Del Webb Communities, Inc. v. Partington
Facts
Mojave inspected homes in Del Webb's Sun City Anthem development and encouraged homeowners to pursue Nevada Chapter 40 construction-defect claims against Del Webb. Mojave advertised the inspections as free, suggested that it was working with the builder or the builder's inspection team, and represented itself as affiliated with Del Webb while lacking a Chapter 645D structural inspection license. Mojave expected payment for its inspection work through homeowners' recoveries from builders and took assignments of the right to recover inspection fees.
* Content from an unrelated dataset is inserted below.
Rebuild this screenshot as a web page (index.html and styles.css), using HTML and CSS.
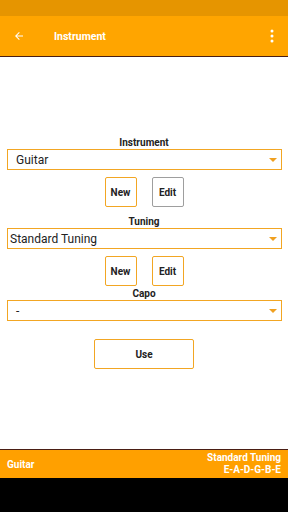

The district court entered a permanent injunction barring Mojave from inspections and reports in Del Webb developments through illegal, unlicensed, and false practices, including false claims of licensing and affiliation.
Issue
Whether the district court's permanent injunction was sufficiently specific under Rule 65(d), whether Nevada law required Mojave to have a Chapter 645D license and allowed Del Webb to seek relief for Mojave's unlicensed practices, and whether Nevada common law supported an independent tort claim for champerty and maintenance by Del Webb. The appeal also concerned whether the specific prohibitions on false claims of licensing and affiliation could stand even if the broader injunction language could not.
Rule
An injunction must state specifically and in reasonable detail the acts restrained; a broad prohibition on acting through 'illegal, unlicensed and false practices' is too vague even when followed by illustrative examples. Under Nevada Chapter 645D, a person who examines components of a structure and prepares or communicates inspection reports for or with the expectation of compensation must obtain the required certificate unless an express statutory exception applies. Under NRS 41.600, any person directly harmed as a victim of consumer fraud, including deceptive trade practices based on operating without required licenses, has standing to sue. A federal court sitting in diversity should not recognize a new Nevada common-law tort for champerty absent a secure basis to predict the Nevada Supreme Court would do so.